Like a Montague showing up to a Capulet’s house, Google TV finally has a remote of its own inside Apple’s App Store. This isn’t the first Google app on the iPhone, of course. Its search app — and its perma-futuristic voice recognition feature — was one of the first apps on the iPhone, and a slew of others have followed from there. Still, there’s something delightfully subversive about seeing a Google TV remote on an iPhone. Brand diversity is still the exception in a gadget world dominated by homogeneity bias. The remote does what a remote should do, with some voice control features added in for good measure. Worth a download for the novelty alone — even if you have an Apple TV. PRICE: Free.
This doesn’t even exist yet — it’s only 45 percent toward its goal on Kickstarter — but Hanfree was too notable for us to pass it by. It tries to solve that eternal problem of how to watch your iPad in bed. It just happens to look like a Gumby designed by the Jetsons. The designers say that it’s customized to keep the iPad at eye level so you’re not straining to see the iPad, but its flexible neck also gives it practical uses around the house. (Especially in the kitchen for when you’re working your way through Giada’s chicken tetrazzini.) Granted, it’s so big it’ll be like having a third person in bed with you. Or, if you watch Netflix the way we do at 3 a.m. on a Friday night, a second. It won’t ship until May 10 at the earliest, and that’s only if it gets another 100-plus people to promise they’ll buy it. Might be a dud, might be the thing that actually makes your iPad comfortable to use. PRICE: $50 pledge, fully reimbursed if it doesn’t reach its fundraising goal.

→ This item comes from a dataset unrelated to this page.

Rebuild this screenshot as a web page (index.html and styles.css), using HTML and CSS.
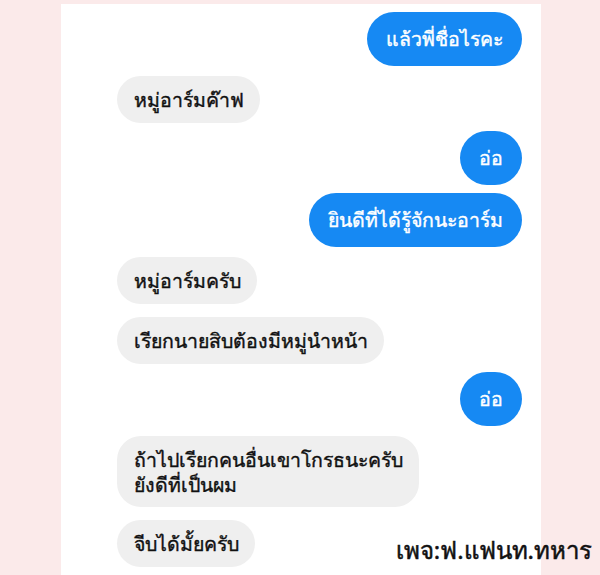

Finally an app for those who get nostalgic for sounds, not visuals. We’re used to apps like Instagram that allow us to share photos across all our social networks at once — Soundtracking is like that, but with music. Start the app and tell it to capture whatever sound is going on around you. Then, using some type of Shazam-esque technology, it’ll identify the music, and tweet/Facebook/blast it out to all of your social network friends. If they’re likeminded music obsessives and use SoundTrack as well, they can like, love, and comment on your sonic share. What’s that? You don’t think you need another social network just to tell all of your other social networks what you’re doing? You’re probably right. But it’s free! PRICE: Free.
When Vulture Bytes’ parents used to schlep us to the mall on Saturday afternoons, we’d beeline for Brookstone. The massage chairs! The keyfinders! The ambient music CD samplers! How could a budding gizmophile resist? This shower radio reminds us of those halcyon days, when gadgets were cool, practical, and relentlessly gimmicky. The H2O Power radio is, well, powered by H2O. It hooks into the water supply and has a generator that gives it juice while you’re in the shower and automatically turns it off when you’re out. Granted, it doesn’t let you play your music. But who needs an iPod when you can have the radio? FM radio only, but still. Did we mention it’s powered by water? PRICE: 35 British pounds.